Yıllar sonra Osman Kavala gözaltına alındı, tutuklandı. Yıllardır hapiste. Çiğdem Mater, Tayfun Kahraman, Mine Özerden, Can Atalay da 1000 günü aşkın bir süredir hapisteler. 

Üstelik Gezi’den hemen sonra bir yargılama yapılmış, Mücella Yapıcı gibi isimler beraat etmişlerdi. Yapıcı bu beraat kararlarına rağmen Mater ve Atalay gibi isimlerle birlikte tutuklanmış, sonra tahliye edilmişti. 

Tüm bunlardan sonra, yani Kavala, Mater, Kahraman, Özerden, Atalay haksız olduğu ayan beyan ortada olan bir suçlamayla hapiste tutulurken bir de Ayşe Barım’ın tutuklanması, iktidarın hiç de demokratikleşme gibi bir niyetinin olmadığını kanıtlıyor. Kanıtlamak için daha ne yapması lazım, onu da bilmiyorum. Her gün bir belediyeye kayyım atanıyor, bir ya da birkaç gazeteci gözaltına alınıyor, tutuklanıyor. 

Bu tablo içinde, Kürt meselesinde, adı ‘süreç’ olmayan, ne diyelim, hamleler yürütülüyor. 

Bu konuda bir barış, herkesin umudu, beklentisi. Dolayısıyla 2013’teki gibi mümkün mertebe sesimizi çıkarmadan, aklımıza yatmayan dinamikleri seslendirmeden, bir şeyler olmasını bekliyoruz. Sözlerimizi yutuyoruz açıkçası. 

Bu konu özelinde sözlerimizi yutalım, barış olacaksa. Ama tüm bu olup bitenlerden nasıl bir ‘demokratik açılım’ çıkacak, merak etmeden de duramıyoruz. Ve elbette sözümüzü yutmak demek, haksız hapislere, gözaltılara, tutuklamalara sessiz kalmak değil. 

Ne yapacaksak, demokratik ilkeler içinde yapmalıyız. Bunu söylüyoruz, söylüyoruz da, kim duyuyor, duyan ne diyor? Meselemiz o. 

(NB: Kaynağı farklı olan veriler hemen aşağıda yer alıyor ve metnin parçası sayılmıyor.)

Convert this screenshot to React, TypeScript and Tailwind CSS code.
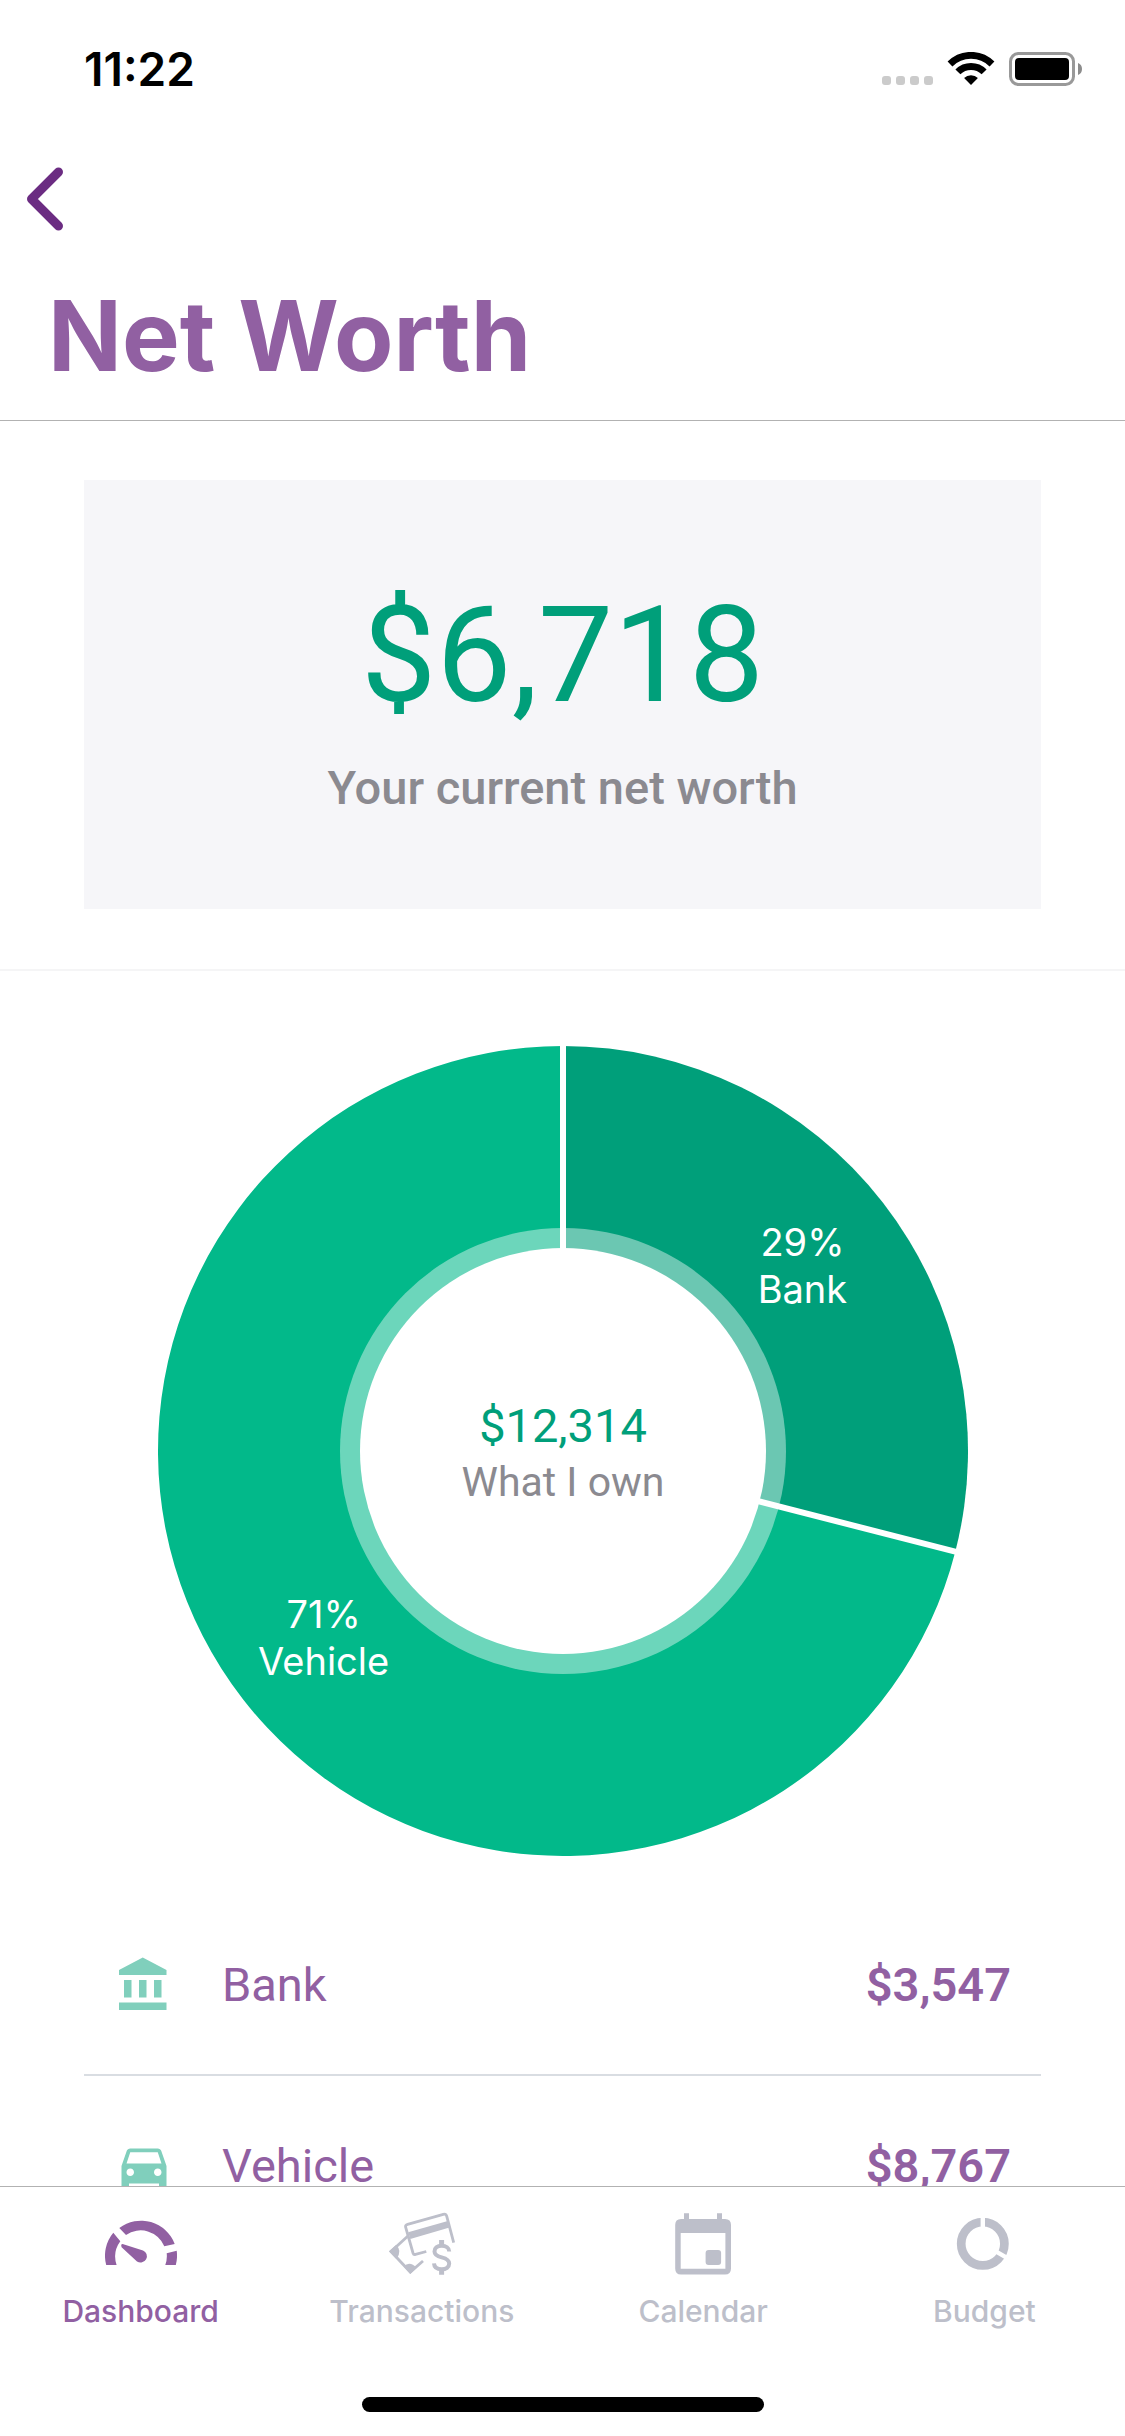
import React, { useState } from "react";
import { MdDirectionsCar } from "react-icons/md";

interface Asset {
  id: string;
  name: string;
  amount: number;
  color: string;
  icon: React.ReactNode;
}

function BankIcon() {
  return (
    <svg className="size-[60px]" viewBox="0 0 24 24" fill="currentColor" aria-hidden="true">
      <path d="M4 10v7h3v-7H4zm6 0v7h3v-7h-3zM2 22h19v-3H2v3zm14-12v7h3v-7h-3zm-4.500-9L2 6v2h19V6l-9.500-5z" />
    </svg>
  );
}

const assets: Asset[] = [
  { id: "bank", name: "Bank", amount: 3547, color: "#009f7a", icon: <BankIcon /> },
  { id: "vehicle", name: "Vehicle", amount: 8767, color: "#02b98a", icon: <MdDirectionsCar className="size-[60px]" /> }
];

const NET_WORTH = 6718;
const SIZE = 810;
const CENTER = SIZE / 2;

const money = (value: number) => `$${value.toLocaleString("en-US")}`;

// Point on a circle, with the position in percent of a turn counted clockwise from the top
const pointAt = (percent: number, radius: number) => {
  const angle = (percent / 100) * 2 * Math.PI;
  return { x: CENTER + radius * Math.sin(angle), y: CENTER - radius * Math.cos(angle) };
};

function StatusBar() {
  return (
    <div className="flex h-[137px] items-center justify-between pr-[42px] pl-[84px]">
      <span className="text-[46px] leading-none font-semibold text-black">11:22</span>
      <svg className="h-[34px] w-[202px]" viewBox="0 0 202 34" aria-hidden="true">
        <g fill="#cbcbcb">
          <rect x="1" y="24" width="9" height="9" rx="3" />
          <rect x="15" y="24" width="9" height="9" rx="3" />
          <rect x="29" y="24" width="9" height="9" rx="3" />
          <rect x="43" y="24" width="9" height="9" rx="3" />
        </g>
        <g transform="translate(67.3 0)">
          <path d="M1.7 12A29.7 29.7 0 0 1 43.7 12" fill="none" stroke="#000" strokeWidth="6.8" />
          <path d="M9.6 19.9A18.5 18.5 0 0 1 35.8 19.9" fill="none" stroke="#000" strokeWidth="7" />
          <path d="M22.7 33L15.8 26.1A9.9 9.9 0 0 1 29.6 26.1Z" />
        </g>
        <rect x="129.5" y="1.5" width="63" height="31" rx="8" fill="none" stroke="#999" strokeWidth="3" />
        <rect x="134" y="6" width="54" height="22" rx="4" />
        <path d="M197 11Q201 12.500 201 17T197 23Z" fill="#8c8c8c" />
      </svg>
    </div>
  );
}

function AssetChart() {
  const total = assets.reduce((sum, asset) => sum + asset.amount, 0);
  let used = 0;
  const slices = assets.map((asset) => {
    const percent = Math.round((asset.amount / total) * 100);
    const start = used;
    const end = start + percent;
    used = end;
    const from = pointAt(start, CENTER);
    const to = pointAt(end, CENTER);
    return {
      ...asset,
      start,
      percent,
      label: pointAt((start + end) / 2, 303),
      path: `M${CENTER} ${CENTER}L${from.x} ${from.y}A${CENTER} ${CENTER} 0 ${percent > 50 ? 1 : 0} 1 ${to.x} ${to.y}Z`
    };
  });

  return (
    <svg className="mx-auto mt-[75px] block w-[72%]" viewBox={`0 0 ${SIZE} ${SIZE}`} role="img" aria-label="What I own">
      {slices.map((slice) => (
        <path key={slice.id} d={slice.path} fill={slice.color} />
      ))}
      <circle cx={CENTER} cy={CENTER} r="223" fill="#fff" fillOpacity="0.42" />
      {/* Gaps between the slices */}
      {slices.map((slice) => {
        const edge = pointAt(slice.start, CENTER + 2);
        return <line key={slice.id} x1={CENTER} y1={CENTER} x2={edge.x} y2={edge.y} stroke="#fff" strokeWidth="6" />;
      })}
      <circle cx={CENTER} cy={CENTER} r="203" fill="#fff" />
      {slices.map((slice) => (
        <text key={slice.id} textAnchor="middle" fill="#fff" fontSize="38">
          <tspan x={slice.label.x} y={slice.label.y - 9}>{slice.percent}%</tspan>
          <tspan x={slice.label.x} dy="47">{slice.name}</tspan>
        </text>
      ))}
      <text x={CENTER} y="396" textAnchor="middle" fontSize="47" fill="#009f7a" className="font-[Roboto,sans-serif]">
        {money(total)}
      </text>
      <text x={CENTER} y="450" textAnchor="middle" fontSize="41" fill="#8b8a90" className="font-[Roboto,sans-serif]">
        What I own
      </text>
    </svg>
  );
}

function DashboardIcon() {
  return (
    <svg className="h-16 w-[72px]" viewBox="0 0 72 64" fill="currentColor" aria-hidden="true">
      <path d="M8.300 20.700A36 36 0 0 0 1.200 53H11.600A26 26 0 0 1 15.300 29.300Z" />
      <path d="M14.300 16A36 36 0 0 1 69.700 32L59.300 34.300A25.500 25.500 0 0 0 21 23Z" />
      <path d="M71.700 38.700A36 36 0 0 1 70.800 53H60.300A26 26 0 0 0 61.700 41.300Z" />
      <path d="M17.600 32L38 38.400A6.300 6.300 0 1 1 32 49.400L16.600 35.300Q15.500 32 17.600 32Z" />
    </svg>
  );
}

function TransactionsIcon() {
  return (
    <svg className="h-16 w-[72px]" viewBox="0 0 72 64" fill="none" stroke="currentColor" strokeWidth="2.8" aria-hidden="true">
      <path d="M67.700 30.600L60.700 4.200Q59.900 1.600 57.300 2.300L21.600 12.300Q19 13 19.700 15.400L27 41Q27.600 42.900 29.500 42.400L40.300 39.500" />
      <path d="M22.200 20.300L61.800 9L63.500 15.500L24.300 27Z" fill="currentColor" stroke="none" />
      <path d="M22.500 23.500L5 39.500L24.300 60L37 49" />
      <path d="M3 39.300L10 33Q16.500 38.500 10.500 47Z" fill="currentColor" stroke="none" />
      <path d="M24.300 62L17.500 54.500Q24 48.500 30.500 56Z" fill="currentColor" stroke="none" />
      <path
        d="M63.200 39.500C63.200 36 60 33.800 55.700 33.800C51 33.800 48.500 36.200 48.500 39.400C48.500 43 51.500 44.300 55.700 45.400C60.500 46.600 63.200 48.200 63.200 51.600C63.200 55.200 60 57.300 55.700 57.300C51 57.300 48.200 55 48 51.400"
        strokeWidth="4"
      />
      <path d="M55.600 28V33M55.600 58V62.700" strokeWidth="5" />
    </svg>
  );
}

function CalendarIcon() {
  return (
    <svg className="h-16 w-[72px]" viewBox="0 0 72 64" fill="currentColor" aria-hidden="true">
      <path
        fillRule="evenodd"
        d="M17 1.300H22V7H50V1.300H55V7H58Q64 7 64 13V56.500Q64 62.500 58 62.500H14Q8.200 62.500 8.200 56.500V13Q8.200 7 14 7H17ZM13.700 21V56.700H58.400V21Z"
      />
      <rect x="38.600" y="38" width="15.500" height="15" rx="3" />
    </svg>
  );
}

function BudgetIcon() {
  return (
    <svg className="h-16 w-[72px]" viewBox="0 0 72 64" aria-hidden="true">
      <circle cx="34.800" cy="31.800" r="21.600" fill="none" stroke="currentColor" strokeWidth="8.700" />
      <path d="M34.800 31.800V4M34.800 31.800L59 45.800" stroke="#fff" strokeWidth="4.400" />
    </svg>
  );
}

const tabs = [
  { id: "dashboard", label: "Dashboard", icon: <DashboardIcon /> },
  { id: "transactions", label: "Transactions", icon: <TransactionsIcon /> },
  { id: "calendar", label: "Calendar", icon: <CalendarIcon /> },
  { id: "budget", label: "Budget", icon: <BudgetIcon /> }
];

export default function App() {
  const [activeTab, setActiveTab] = useState("dashboard");

  return (
    <div className="flex h-screen flex-col bg-white font-[Inter,sans-serif]">
      <header className="shrink-0 border-b border-[#b2b2b2] pb-6">
        <StatusBar />
        <div className="flex h-[123px] items-center pl-[27px]">
          <button type="button" aria-label="Back" className="cursor-pointer text-[#6b2c82]">
            <svg className="h-16 w-9" viewBox="0 0 36 64" fill="none" aria-hidden="true">
              <path d="M31.500 5L4.500 32L31.500 59" stroke="currentColor" strokeWidth="9" strokeLinecap="round" strokeLinejoin="round" />
            </svg>
          </button>
        </div>
        <h1 className="mt-4 pl-12 text-[97px] leading-[120px] font-bold text-[#9160a2]">Net Worth</h1>
      </header>

      <main className="min-h-0 flex-1 overflow-y-auto [scrollbar-width:none]">
        <section className="border-b-2 border-[#f5f5f6] px-[84px] pt-[59px] pb-[60px]">
          <div className="bg-[#f6f6f9] pt-24 pb-[93px] text-center font-[Roboto,sans-serif]">
            <p className="text-[134px] leading-[160px] text-[#009f7a]">{money(NET_WORTH)}</p>
            <p className="mt-6 text-[47px] leading-[56px] font-medium text-[#8b8a90]">Your current net worth</p>
          </div>
        </section>

        <AssetChart />

        {/* Breakdown */}
        <ul className="mx-[84px] mt-[39px] font-[Roboto,sans-serif] text-[47px] leading-[56px] text-[#9160a2]">
          {assets.map((asset) => (
            <li key={asset.id} className="flex h-[181px] items-center gap-12 border-b-2 border-[#d9dde2] px-[30px]">
              <span className="text-[#80cfbc]">{asset.icon}</span>
              <span className="flex-1">{asset.name}</span>
              <span className="font-semibold">{money(asset.amount)}</span>
            </li>
          ))}
        </ul>
      </main>

      <footer className="shrink-0 border-t border-[#b2b2b2] bg-white pt-[25px] pb-6">
        <nav className="grid grid-cols-4">
          {tabs.map((tab) => (
            <button
              key={tab.id}
              type="button"
              onClick={() => setActiveTab(tab.id)}
              className={`flex cursor-pointer flex-col items-center gap-[17px] text-[30px] leading-9 font-medium ${
                activeTab === tab.id ? "text-[#9160a2]" : "text-[#bdbfca]"
              }`}
            >
              {tab.icon}
              <span>{tab.label}</span>
            </button>
          ))}
        </nav>
        <div className="mx-auto mt-[68px] h-[15px] w-[402px] rounded-full bg-black" />
      </footer>
    </div>
  );
}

Not: Bu makaleyi gazeteye gönderdikten saatler sonra Halk TV Genel Yayın Yönetmeni Suat Toktaş'ın tutuklandığı, gazeteciler Barış Pehlivan ve Kürşad Oğuz'un ise adli kontrolle serbest bırakıldığı haberi geldi. Bu üç gazetecinin de "gazetecilik" saikiyle hareket ettiği açıktır. Tutuklama en basit haliyle bağımsız gazeteciliğe gözdağı vermeye çalışmaktan başka bir anlam taşımıyor. Gazetecilik faaliyetlerine yıllardır tanık olduğumuz Toktaş'un tutuklanmasını ve gazetecilere yönelik baskıları protesto ettiğimi not düşeyim.